« Source de chaleur » de Soichi Kawagoe



Un livre qui retrace l’histoire de la minorité Aïnou au Japon et en Russie sur les îles de Sakhaline et d’Hokkaido.

Un livre qui permet de vivre le parcours de deux hommes dont le destin va se croiser et qui aura pour leitmotiv la cause de minorités qui tendent à disparaitre, englouties par les peuples plus puissants, à travers la fin du 19e et notre siècle.

Histoires basées sur des faits réels et des personnages ayant existés. Le tout sur un fond historique de guerres en Europe mais aussi entre la Russie et le Japon (1905 et la 2e guerre mondiale) et du choc des impérialismes de l’époque.

Bronislaw Pilsudki, Polonais qui sera arrêté et déporté sous l’époque tsariste sur l’ile de Sakhaline pour avoir voulu fomenter un coup d’état vis-à-vis du tsar de Russie. Un Polonais dont la Pologne son pays d’origine et sa langue auront été rayés de la carte par la Russie et l’Empire germanique.

Yayomanekh, jeune Aïnou, né à Hokkaido de parents Aïnou qui ont dû quitter l’ile de Sakhaline et aller s’installer à Hokkaido avec les Japonais et s’assimiler à eux pour survivre.

Cette histoire est liée aux cultures minoritaires, au mode de vie des Aïnous – comment préserver son identité, sans être assimilé, ni absorbé par les peuples majoritaires. Tout tourne autour de cette idée et de ce leïtmotiv bien présent encore aujourd’hui pour les autochtones d’un certain nombre de pays.

On fait le tour de la terre en partant de la Pologne, en obligeant Bronislaw à quitter son pays, oublier sa langue et parler russe, faire des études à Saint-Pétersbourg et finir au « goulag » à Sakhaline, l’endroit le plus froid du monde. Puis avec un peu de chance commencer à s’intéresser aux Giliaks puis aux Aïnous, à leurs traditions en les rencontrant et devenant leurs amis. Lier des liens avec une école d’ethnologie /anthropologie et de géographie liée au Tsar, pouvoir sortir de sa relégation tout en étant fixé à Sakhaline. Collecter des objets, créer un école pour enseigner aux Aïnou le russe et le japonais pour savoir lutter avec des moyens ; écrire sur les Aïnous pour finir par épouser une Aïnou et avoir deux enfants avec elle, qu’il abandonnera pour ses idéaux, pour repartir se battre pour la Pologne dont il ne touchera pas le sol, assassiné par un ami de son frère, lui-même impliqué dans la création de la Pologne au moment de la révolution russe tout en s’en inspirant.

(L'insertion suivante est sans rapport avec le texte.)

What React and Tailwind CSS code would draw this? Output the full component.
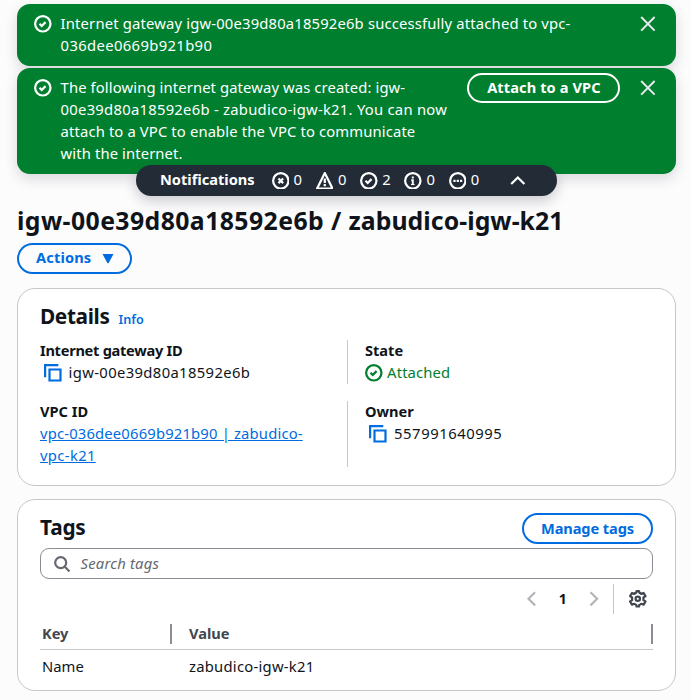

Yayomanekh qui lui quitte Hokkaido avec son fils dans le respect de la demande de sa femme morte qui voulait rentrer sur son île d’origine, et s’installe à nouveau sur l’île de Sakhaline. Il veut revenir sur les terres de ses ancêtres idolâtrées et lutte pour sauvegarder sa culture et la langue. Il travaillera à développer la pêche pour nourrir les Aïnou mais aussi pour faire du commerce et participer à la création d’une école pour les Aïnou et leur donner les moyens de pouvoir trouver une voie à eux. Il sera ballotté entre les Japonais et les Russes et ira jusqu’à participer à la découverte de l’Antarctique avec les Japonais.

Tout autour, le roman raconte les péripéties de ces deux hommes, mais aussi de ces peuples ballottés entre deux impérialismes, par des guerres où ils disparaissent et luttent pour leur survie, le tout sur fond d’amour et de musique Aïnou à travers la cithare à cinq ou six cordes et les chants ; et de tradition sur l’ours qui est l’effigie des Aïnou.

Ce livre est une très belle découverte sur ce peuple inconnu de tout le monde. Et moi qui ai voyagé cet été sur l’ile d’Hokkaido pour me familiariser à cette culture Aïnou – je ne peux que le recommander.

Juste un point la longueur sur les passages du retour de Bronislaw en Europe et ses tergiversations politiques. En tout cas on apprend beaucoup sur le peuple Aïnou. Et pour la petite histoire qui n’est pas dans le livre la plus grande collection d’objets, d’habits et autres se trouvent au Musée d’Ethnographie de Saint-Pétersbourg.

« Le mépris ou le sentiment de supériorité vis-à-vis de tout ce qui est étranger ou autochtone a toujours existé dans tous les pays du monde. Mais l‘idée qu’il existe une hiérarchie entres les races et qu’elles doivent lutter pour survivre est une théorie européenne…Mon avis est que cette théorie est erronée. Et mes recherches ont pour objectif d’apporter la preuve de cette erreur… Je n’ai jamais rencontré ces humains « inférieurs » postulés par la théorie ».

Lisez ce livre car il est passionnant.

Paris le 27 aout 24.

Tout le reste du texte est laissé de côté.